*Work to be completed*.
Return all lines from the listing below in which the string "components" occurs.

_____

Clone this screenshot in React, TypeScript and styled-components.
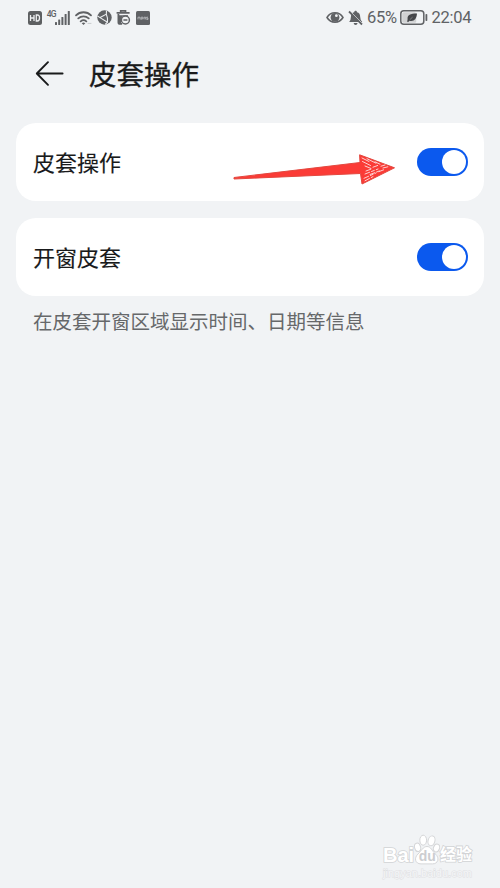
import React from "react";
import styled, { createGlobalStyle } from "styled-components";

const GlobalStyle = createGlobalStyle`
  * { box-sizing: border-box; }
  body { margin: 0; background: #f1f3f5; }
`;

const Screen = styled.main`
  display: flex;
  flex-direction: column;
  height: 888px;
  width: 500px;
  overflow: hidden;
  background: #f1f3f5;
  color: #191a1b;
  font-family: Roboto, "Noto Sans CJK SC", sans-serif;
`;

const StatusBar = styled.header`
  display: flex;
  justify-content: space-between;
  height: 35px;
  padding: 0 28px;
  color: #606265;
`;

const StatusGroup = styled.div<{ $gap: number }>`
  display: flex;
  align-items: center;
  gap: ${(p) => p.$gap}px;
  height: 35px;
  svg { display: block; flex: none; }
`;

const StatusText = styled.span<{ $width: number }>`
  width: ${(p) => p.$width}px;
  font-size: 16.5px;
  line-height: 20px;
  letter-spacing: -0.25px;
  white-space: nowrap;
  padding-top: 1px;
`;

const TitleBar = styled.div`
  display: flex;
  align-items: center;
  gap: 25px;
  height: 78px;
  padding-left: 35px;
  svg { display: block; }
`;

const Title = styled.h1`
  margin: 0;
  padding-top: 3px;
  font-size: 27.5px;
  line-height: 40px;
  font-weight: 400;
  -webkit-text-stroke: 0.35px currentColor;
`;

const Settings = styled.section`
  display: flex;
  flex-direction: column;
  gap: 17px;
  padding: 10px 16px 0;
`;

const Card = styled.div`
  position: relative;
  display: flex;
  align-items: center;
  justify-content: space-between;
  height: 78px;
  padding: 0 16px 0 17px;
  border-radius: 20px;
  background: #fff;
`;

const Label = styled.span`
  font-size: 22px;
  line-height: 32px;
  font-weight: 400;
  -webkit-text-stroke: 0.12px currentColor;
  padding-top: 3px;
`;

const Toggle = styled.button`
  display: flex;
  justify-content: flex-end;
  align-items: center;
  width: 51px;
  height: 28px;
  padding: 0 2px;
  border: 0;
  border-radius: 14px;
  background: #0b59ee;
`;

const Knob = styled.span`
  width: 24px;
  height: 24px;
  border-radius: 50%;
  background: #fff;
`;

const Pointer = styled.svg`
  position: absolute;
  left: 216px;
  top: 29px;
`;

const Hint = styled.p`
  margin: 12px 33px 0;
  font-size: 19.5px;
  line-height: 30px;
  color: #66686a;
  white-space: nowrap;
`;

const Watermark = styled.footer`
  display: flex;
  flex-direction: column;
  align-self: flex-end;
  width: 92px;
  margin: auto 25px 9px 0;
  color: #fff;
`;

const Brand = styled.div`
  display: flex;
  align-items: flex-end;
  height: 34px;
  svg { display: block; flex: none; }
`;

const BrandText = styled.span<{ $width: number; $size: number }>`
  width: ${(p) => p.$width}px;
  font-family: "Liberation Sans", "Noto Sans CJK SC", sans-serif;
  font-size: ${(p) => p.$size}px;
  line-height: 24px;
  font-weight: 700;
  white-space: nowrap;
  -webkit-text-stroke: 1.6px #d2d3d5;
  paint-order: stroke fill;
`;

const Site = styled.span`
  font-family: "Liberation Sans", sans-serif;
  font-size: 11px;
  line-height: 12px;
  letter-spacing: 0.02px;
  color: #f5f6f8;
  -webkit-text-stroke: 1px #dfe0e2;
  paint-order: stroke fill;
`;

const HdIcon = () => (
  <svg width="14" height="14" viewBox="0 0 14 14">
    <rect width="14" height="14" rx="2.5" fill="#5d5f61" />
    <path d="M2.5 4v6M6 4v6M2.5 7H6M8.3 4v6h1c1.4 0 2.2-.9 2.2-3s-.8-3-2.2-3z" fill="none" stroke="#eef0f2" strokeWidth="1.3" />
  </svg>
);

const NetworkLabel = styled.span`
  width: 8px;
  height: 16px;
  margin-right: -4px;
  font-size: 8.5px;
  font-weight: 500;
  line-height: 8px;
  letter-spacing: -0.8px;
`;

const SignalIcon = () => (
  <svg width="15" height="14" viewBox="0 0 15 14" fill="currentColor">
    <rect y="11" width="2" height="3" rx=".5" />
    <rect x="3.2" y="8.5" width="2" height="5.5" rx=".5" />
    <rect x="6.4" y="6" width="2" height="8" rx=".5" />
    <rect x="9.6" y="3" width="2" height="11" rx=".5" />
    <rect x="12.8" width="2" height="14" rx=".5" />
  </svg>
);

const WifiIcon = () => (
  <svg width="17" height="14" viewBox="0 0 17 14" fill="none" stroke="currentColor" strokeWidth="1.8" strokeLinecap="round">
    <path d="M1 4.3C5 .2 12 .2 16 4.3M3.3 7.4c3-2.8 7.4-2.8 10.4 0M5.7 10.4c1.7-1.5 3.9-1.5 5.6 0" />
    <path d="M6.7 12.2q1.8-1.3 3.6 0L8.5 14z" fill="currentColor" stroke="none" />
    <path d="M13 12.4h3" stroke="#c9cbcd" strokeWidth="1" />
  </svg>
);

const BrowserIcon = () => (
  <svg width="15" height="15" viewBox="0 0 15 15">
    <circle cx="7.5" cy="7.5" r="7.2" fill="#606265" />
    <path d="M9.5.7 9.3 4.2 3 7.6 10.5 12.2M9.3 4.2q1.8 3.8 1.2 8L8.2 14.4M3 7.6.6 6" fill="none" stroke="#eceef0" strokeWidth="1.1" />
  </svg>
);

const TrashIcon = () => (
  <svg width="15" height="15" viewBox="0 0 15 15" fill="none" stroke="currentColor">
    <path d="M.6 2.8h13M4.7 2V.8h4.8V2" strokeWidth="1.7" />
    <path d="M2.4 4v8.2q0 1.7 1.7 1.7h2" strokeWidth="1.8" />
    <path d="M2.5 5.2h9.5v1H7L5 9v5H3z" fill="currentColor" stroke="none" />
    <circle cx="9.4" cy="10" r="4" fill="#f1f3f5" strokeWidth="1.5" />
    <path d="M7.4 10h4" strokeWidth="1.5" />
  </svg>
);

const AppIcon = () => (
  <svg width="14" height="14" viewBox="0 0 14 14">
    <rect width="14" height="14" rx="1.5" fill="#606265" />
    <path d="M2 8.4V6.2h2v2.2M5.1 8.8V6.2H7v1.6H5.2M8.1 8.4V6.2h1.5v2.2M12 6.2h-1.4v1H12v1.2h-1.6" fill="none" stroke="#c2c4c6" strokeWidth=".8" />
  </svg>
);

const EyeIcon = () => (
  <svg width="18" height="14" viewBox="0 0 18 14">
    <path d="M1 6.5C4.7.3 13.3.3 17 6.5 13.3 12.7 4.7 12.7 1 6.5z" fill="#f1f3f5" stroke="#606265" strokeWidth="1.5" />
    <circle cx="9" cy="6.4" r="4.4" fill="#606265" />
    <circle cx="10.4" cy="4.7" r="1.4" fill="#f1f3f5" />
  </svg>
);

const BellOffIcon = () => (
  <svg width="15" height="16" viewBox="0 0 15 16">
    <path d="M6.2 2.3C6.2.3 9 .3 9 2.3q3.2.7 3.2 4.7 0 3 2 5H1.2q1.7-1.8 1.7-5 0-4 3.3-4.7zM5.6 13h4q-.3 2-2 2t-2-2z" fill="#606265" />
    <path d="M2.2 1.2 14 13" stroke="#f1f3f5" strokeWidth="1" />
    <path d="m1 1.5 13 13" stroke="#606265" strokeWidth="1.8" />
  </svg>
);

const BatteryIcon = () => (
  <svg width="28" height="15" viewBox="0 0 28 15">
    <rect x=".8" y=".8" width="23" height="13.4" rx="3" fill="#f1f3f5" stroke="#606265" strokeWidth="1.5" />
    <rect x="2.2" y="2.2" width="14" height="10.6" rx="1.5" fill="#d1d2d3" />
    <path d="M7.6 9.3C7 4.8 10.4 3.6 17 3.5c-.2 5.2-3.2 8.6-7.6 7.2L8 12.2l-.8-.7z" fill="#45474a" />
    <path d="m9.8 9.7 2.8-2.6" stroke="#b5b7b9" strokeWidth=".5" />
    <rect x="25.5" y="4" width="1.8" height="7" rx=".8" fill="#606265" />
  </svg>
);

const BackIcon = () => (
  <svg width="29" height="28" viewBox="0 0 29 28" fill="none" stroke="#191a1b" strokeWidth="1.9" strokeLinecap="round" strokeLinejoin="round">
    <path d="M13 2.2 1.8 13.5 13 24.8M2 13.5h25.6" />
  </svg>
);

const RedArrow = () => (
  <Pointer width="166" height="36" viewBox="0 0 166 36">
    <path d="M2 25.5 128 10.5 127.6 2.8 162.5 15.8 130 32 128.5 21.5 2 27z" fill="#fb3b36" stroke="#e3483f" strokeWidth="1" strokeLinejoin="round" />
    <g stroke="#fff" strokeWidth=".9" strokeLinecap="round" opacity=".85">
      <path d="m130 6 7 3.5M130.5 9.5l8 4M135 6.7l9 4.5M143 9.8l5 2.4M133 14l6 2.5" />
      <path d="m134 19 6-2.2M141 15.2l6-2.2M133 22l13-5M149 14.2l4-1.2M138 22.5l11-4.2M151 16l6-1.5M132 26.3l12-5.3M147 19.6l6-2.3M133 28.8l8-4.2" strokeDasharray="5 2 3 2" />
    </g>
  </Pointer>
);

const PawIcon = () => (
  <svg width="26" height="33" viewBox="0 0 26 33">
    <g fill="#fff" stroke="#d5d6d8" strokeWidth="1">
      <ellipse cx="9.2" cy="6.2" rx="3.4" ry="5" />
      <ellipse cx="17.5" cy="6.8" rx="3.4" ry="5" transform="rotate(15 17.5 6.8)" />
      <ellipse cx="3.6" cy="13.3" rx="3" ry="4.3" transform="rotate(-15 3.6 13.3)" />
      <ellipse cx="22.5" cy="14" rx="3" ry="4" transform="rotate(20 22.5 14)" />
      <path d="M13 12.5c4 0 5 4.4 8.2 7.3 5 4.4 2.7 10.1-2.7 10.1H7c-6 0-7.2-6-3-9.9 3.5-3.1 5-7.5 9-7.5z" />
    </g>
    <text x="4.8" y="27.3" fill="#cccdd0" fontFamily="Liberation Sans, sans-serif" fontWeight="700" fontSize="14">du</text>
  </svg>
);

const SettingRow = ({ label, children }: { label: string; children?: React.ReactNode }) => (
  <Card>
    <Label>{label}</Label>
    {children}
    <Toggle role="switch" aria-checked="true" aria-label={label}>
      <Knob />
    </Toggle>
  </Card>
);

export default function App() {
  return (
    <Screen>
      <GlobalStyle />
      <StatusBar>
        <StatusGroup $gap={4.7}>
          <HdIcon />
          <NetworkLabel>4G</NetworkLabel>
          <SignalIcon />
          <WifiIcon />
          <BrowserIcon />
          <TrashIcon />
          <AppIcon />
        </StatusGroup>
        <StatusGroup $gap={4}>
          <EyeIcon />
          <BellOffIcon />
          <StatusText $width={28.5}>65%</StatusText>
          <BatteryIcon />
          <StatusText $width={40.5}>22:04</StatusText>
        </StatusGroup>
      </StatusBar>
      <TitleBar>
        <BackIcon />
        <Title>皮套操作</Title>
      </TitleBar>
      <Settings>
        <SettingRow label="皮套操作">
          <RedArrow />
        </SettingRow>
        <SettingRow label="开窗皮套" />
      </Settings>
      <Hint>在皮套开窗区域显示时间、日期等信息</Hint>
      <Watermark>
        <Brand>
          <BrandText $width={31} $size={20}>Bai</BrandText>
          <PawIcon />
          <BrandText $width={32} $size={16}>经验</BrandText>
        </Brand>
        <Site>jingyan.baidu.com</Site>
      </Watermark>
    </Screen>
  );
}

_____

*Complete output*.
Clone this screenshot in React, TypeScript and styled-components.
import styled, { createGlobalStyle } from "styled-components";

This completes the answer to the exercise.